Written by Fred Moore
I must record a story which was published on December 3rd 1921 in a column of the local paper called ‘About our Neighbourhood’, by a well-known writer of that time under the name of ‘Felix’. He quotes the following (dated 19th November 1821) from a recent number of the Sunday Observer – “Canterbury, November 13th”
Another very daring affair (when the brightness of the morning is taken into consideration) with smugglers took place at Sandgate about three o’clock on Saturday morning at which hour a large boat put onshore near the National School (remember the National School at that time was the present Sea Cadet H.Q. in Castle Road) and was immediately attended by nearly 400 smugglers from the country, a very considerable proportion of whom were armed with guns and pistols.
An alarm was given by a seaman of the Coast Blockade on duty at the spot; on which Thomas Moore (I was told as a boy by my father Tom Moore of several exploits of this person Thomas Moore and that he was my Great Great Grandfather), master at arms, left the Watch-house with five seamen under his command, and when within pistol shot, commenced a spirited attack on the smugglers who, in a short space of time or ten minutes had succeeded in discharging a cargo consisting of 380 parcels.
As the little band who first commenced the action became reinforced by the arrival of Mr Lowry (an Admiralty mate) with three men, the smugglers retreated up the Military Road, pursued by that officer and seven men.
The chase was relinquished after Mr Lowry had been severely wounded in the right thigh and two seamen also wounded.
Sandgate was famous, in common with ~Folkestone and other places on this coast for its smuggling incidents and I am well aquainted with a few of them, but had not previousy read of the invasion of the town by those 400 men on the occasion referred to. That must have been a warm time when the ‘spirited attack’ took place by the five seamen under the command of Thomas Moore.

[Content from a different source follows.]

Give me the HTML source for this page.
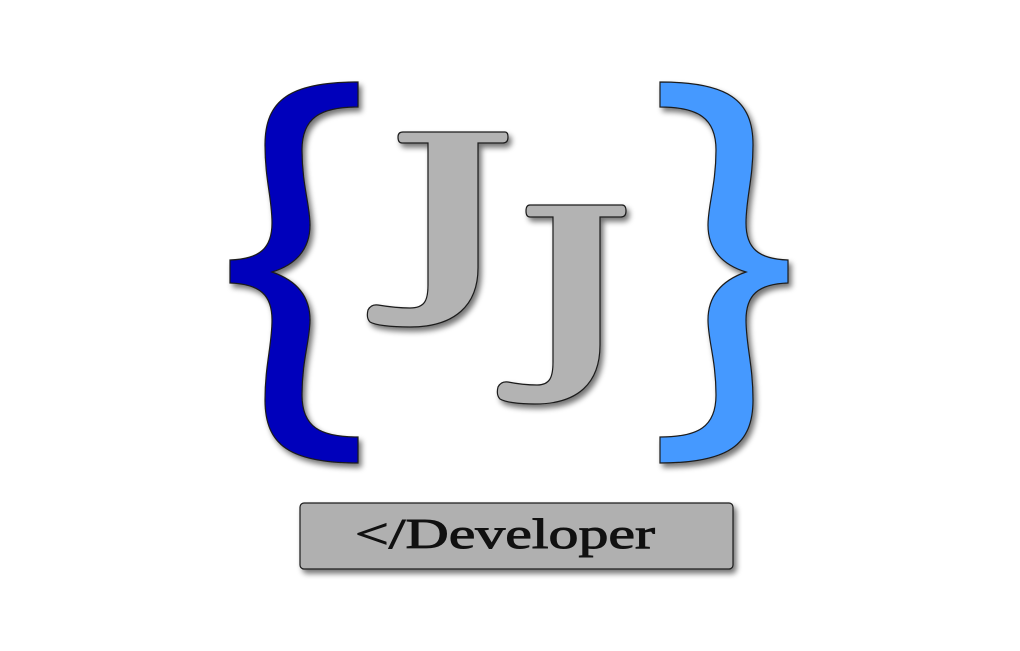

note: The Coast Blockade mentioned in the above story was preceded by the Preventative Waterguard in 1817, to combat and suppress smuggling, along the Kent and Sussex coast.
When it was first established it covered our area between Sheerness at the mouth of the Swale in Kent to Cuckmere Haven near Beachy Head in Sussex.
The Coast Blackade was first set up under the control of the Admiralty and continued to operate along the Kent and Sussex Cast to repel smugglers until 1931 when it was replaced by the Coast Guards men of the first Naval Reserve, nicknamed Beach Trampers by the regulars of the Royal Navy.
To overcome the problem of housing the men of the Coast Blockade in 1818 it was therefore decided by the Government to utilise the Martello Towers, a chain of circular forts erected during the 1804 invasion threat. When none were available barracks or rows of cottages were built.